Copy each line exactly. Leave nothing out.
□ □ □ □
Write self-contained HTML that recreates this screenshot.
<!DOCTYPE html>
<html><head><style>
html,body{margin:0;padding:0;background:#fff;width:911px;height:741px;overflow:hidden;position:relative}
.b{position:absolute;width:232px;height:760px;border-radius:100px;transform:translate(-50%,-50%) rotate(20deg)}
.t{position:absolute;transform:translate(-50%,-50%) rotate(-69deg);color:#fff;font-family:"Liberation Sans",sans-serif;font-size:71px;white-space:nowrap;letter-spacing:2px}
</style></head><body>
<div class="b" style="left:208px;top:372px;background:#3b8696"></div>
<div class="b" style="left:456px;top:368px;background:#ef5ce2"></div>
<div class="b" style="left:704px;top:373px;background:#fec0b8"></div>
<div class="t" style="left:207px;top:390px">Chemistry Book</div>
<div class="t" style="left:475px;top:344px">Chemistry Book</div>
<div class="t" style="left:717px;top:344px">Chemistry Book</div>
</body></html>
□ □ □ □
▶ EXERCISE OUTPUT:
Write self-contained HTML that recreates this screenshot.
<!DOCTYPE html>
<html><head><style>
html,body{margin:0;padding:0;background:#fff;width:911px;height:741px;overflow:hidden;position:relative}
.b{position:absolute;width:232px;height:760px;border-radius:100px;transform:translate(-50%,-50%) rotate(20deg)}
.t{position:absolute;transform:translate(-50%,-50%) rotate(-69deg);color:#fff;font-family:"Liberation Sans",sans-serif;font-size:71px;white-space:nowrap;letter-spacing:2px}
</style></head><body>
<div class="b" style="left:208px;top:372px;background:#3b8696"></div>
<div class="b" style="left:456px;top:368px;background:#ef5ce2"></div>
<div class="b" style="left:704px;top:373px;background:#fec0b8"></div>
<div class="t" style="left:207px;top:390px">Chemistry Book</div>
<div class="t" style="left:475px;top:344px">Chemistry Book</div>
<div class="t" style="left:717px;top:344px">Chemistry Book</div>
</body></html>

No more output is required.